Color value refers to the relative lightness or darkness of a color. We perceive color value based on the quantity of light reflected off of a surface and absorbed by the human eye. The intensity of the light that reaches the eye is known as “luminance.”
What Is Color Hue?
In order to understand the color value, it’s important to fully grasp the idea of color hue. Pure hues are made up of the three primary colors and the three secondary colors:
- Red (primary)
- Blue (primary)
- Yellow (primary)
- Orange (secondary)
- Green (secondary)
- Violet (secondary)
These pure spectrum colors appear in the color wheel and correspond to different wavelengths of white light.
How Do You Create Darker Values or Lighter Color Values in Photography?
By adding white or black to the different colors on the color wheel, you can manipulate their value, causing the colors to appear to lighten or darken.
- Adding black to a hue creates a high-value color. These dark values in which black is added is often referred to as a “shade.”
- Adding white to a hue creates a low-value color. These light values are often called a “tint” and appear to the eye as light colors.
Understanding color value and color terms can help you fully master the quality of your photography, as well as the psychological and emotional effect that your images have on the viewer.
What Is the Difference Between Applying High-Value Contrast and Low-Value Contrast?
Value contrast can be an especially effective tool in photography. It allows photographers to bring certain objects in the photograph into the foreground, and create a sense of volumetric depth.
- Having a high degree of contrast on the value scale between the objects you’re photographing helps you create space and separation.
- Gradations of value help create contouring, depth, and detail on a surface.
So, for example:
- If the values in an image are close to one another, it will generally cause the shapes to flatten into one another, resulting in an image where the shapes seem to blend.

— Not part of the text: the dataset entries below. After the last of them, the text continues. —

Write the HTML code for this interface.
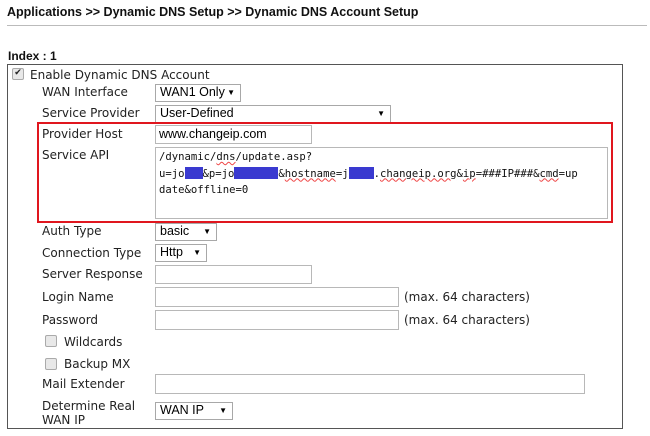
<!DOCTYPE html>
<html><head><meta charset="utf-8"><style>
body{margin:0;width:650px;height:436px;background:#fff;position:relative;overflow:hidden;font-family:"DejaVu Sans",sans-serif;font-size:12px;color:#222}
.a{position:absolute;white-space:nowrap}
.t{font-family:"Liberation Sans",sans-serif;font-weight:bold;font-size:12.5px;color:#111}
.lb{position:absolute;left:42px;font-size:12px;line-height:14px}
.in{position:absolute;border:1px solid #b8b8b8;background:#fff;box-sizing:border-box}
.sel{position:absolute;border:1px solid #a8a8a8;background:#fff;box-sizing:border-box;font-family:"Liberation Sans",sans-serif;font-size:12.5px;padding-left:4px;line-height:15px;color:#000}
.sel b{position:absolute;right:5px;top:0;font-size:8px;font-weight:normal}
.cb{position:absolute;width:10px;height:10px;border:1px solid #aaa;border-radius:2px;background:#e8e8e8}
.mono{font-family:"DejaVu Sans Mono",monospace;font-size:10.6px;line-height:16.5px}
.bl{display:inline-block;background:#3a3ad0;height:12px;vertical-align:-2px}
.u{text-decoration:underline wavy #e44;text-decoration-thickness:1px}
</style></head><body>
<div class="a t" style="left:7px;top:5px">Applications &gt;&gt; Dynamic DNS Setup &gt;&gt; Dynamic DNS Account Setup</div>
<div class="a" style="left:7px;top:25px;width:640px;height:1px;background:#bbb"></div>
<div class="a t" style="left:8px;top:49px;font-size:12px">Index : 1</div>
<div class="a" style="left:7px;top:64px;width:614px;height:363px;border:1px solid #555"></div>
<div class="cb" style="left:12px;top:68px;font-size:9px;line-height:9px;text-align:center">✔</div>
<div class="lb" style="left:30px;top:68px">Enable Dynamic DNS Account</div>
<div class="lb" style="top:85px">WAN Interface</div>
<div class="sel" style="left:155px;top:84px;width:86px;height:18px">WAN1 Only<b>▼</b></div>
<div class="lb" style="top:106px">Service Provider</div>
<div class="sel" style="left:155px;top:105px;width:236px;height:18px">User-Defined<b>▼</b></div>
<div class="a" style="left:37px;top:122px;width:572px;height:97px;border:2px solid #e0161e"></div>
<div class="lb" style="top:127px">Provider Host</div>
<div class="in" style="left:155px;top:125px;width:157px;height:19px;font-family:'Liberation Sans',sans-serif;font-size:12.5px;padding:1px 3px;color:#000">www.changeip.com</div>
<div class="lb" style="top:148px">Service API</div>
<div class="in mono" style="left:155px;top:147px;width:453px;height:72px;padding:1px 3px;color:#111;white-space:nowrap">/dynamic/<span class="u">dns</span>/update.asp?<br>u=jo<span class="bl" style="width:18px"></span>&amp;p=jo<span class="bl" style="width:44px"></span>&amp;<span class="u">hostname</span>=j<span class="bl" style="width:25px"></span>.<span class="u">changeip.org</span>&amp;<span class="u">ip</span>=###IP###&amp;<span class="u">cmd</span>=up<br>date&amp;offline=0</div>
<div class="lb" style="top:224px">Auth Type</div>
<div class="sel" style="left:155px;top:223px;width:62px;height:18px">basic<b>▼</b></div>
<div class="lb" style="top:246px">Connection Type</div>
<div class="sel" style="left:155px;top:244px;width:52px;height:18px">Http<b>▼</b></div>
<div class="lb" style="top:267px">Server Response</div>
<div class="in" style="left:155px;top:265px;width:157px;height:19px"></div>
<div class="lb" style="top:290px">Login Name</div>
<div class="in" style="left:155px;top:287px;width:244px;height:20px"></div>
<div class="lb" style="left:404px;top:290px">(max. 64 characters)</div>
<div class="lb" style="top:313px">Password</div>
<div class="in" style="left:155px;top:310px;width:244px;height:20px"></div>
<div class="lb" style="left:404px;top:313px">(max. 64 characters)</div>
<div class="cb" style="left:45px;top:335px"></div>
<div class="lb" style="left:64px;top:335px">Wildcards</div>
<div class="cb" style="left:45px;top:358px"></div>
<div class="lb" style="left:64px;top:357px">Backup MX</div>
<div class="lb" style="top:377px">Mail Extender</div>
<div class="in" style="left:155px;top:374px;width:430px;height:20px"></div>
<div class="lb" style="top:399px">Determine Real<br>WAN IP</div>
<div class="sel" style="left:155px;top:402px;width:78px;height:18px">WAN IP<b>▼</b></div>
</body></html>
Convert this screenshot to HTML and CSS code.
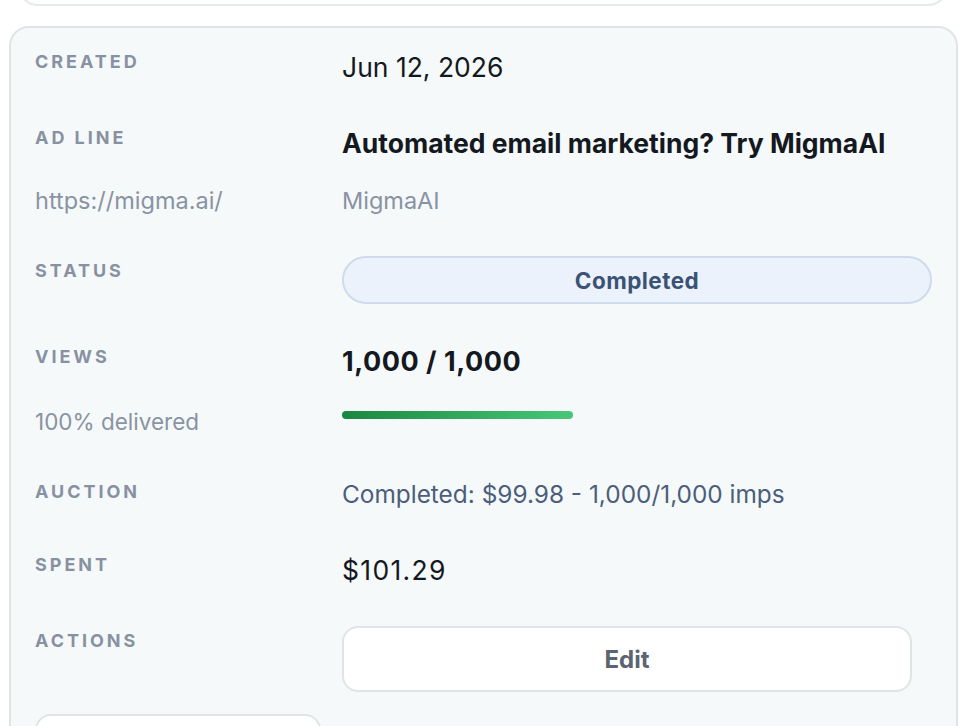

- If the values contrast, on the other hand, the shapes will pop and separate, causing them to stand out.
What Is the HSV Scale and How Do You Use It?
The HSV scale is a color model that stands for “hue, saturation, value.” The HSV color space is popular in programs like Adobe Photoshop because it resembles the way humans perceive basic colors more so than the additive or subtractive color models. Playing with the HSV scale can help emphasize value contrast in certain areas of your image, which is helpful in giving your photograph a visual entry point for the viewer.
Different hues are measured in terms of degrees.
- For example, cyan falls between 181–240 degrees, and magenta falls between 301–360 degrees.
- Once a hue is selected, you can adjust its value on a scale of 0–100%.
- Darker values are closer to 0% (which is pure black), and lighter values are closer to 100% (which is pure white).
- Raising the saturation and value to 100% results in pure color.
What Is the Difference Between Monochromatic and Grayscale?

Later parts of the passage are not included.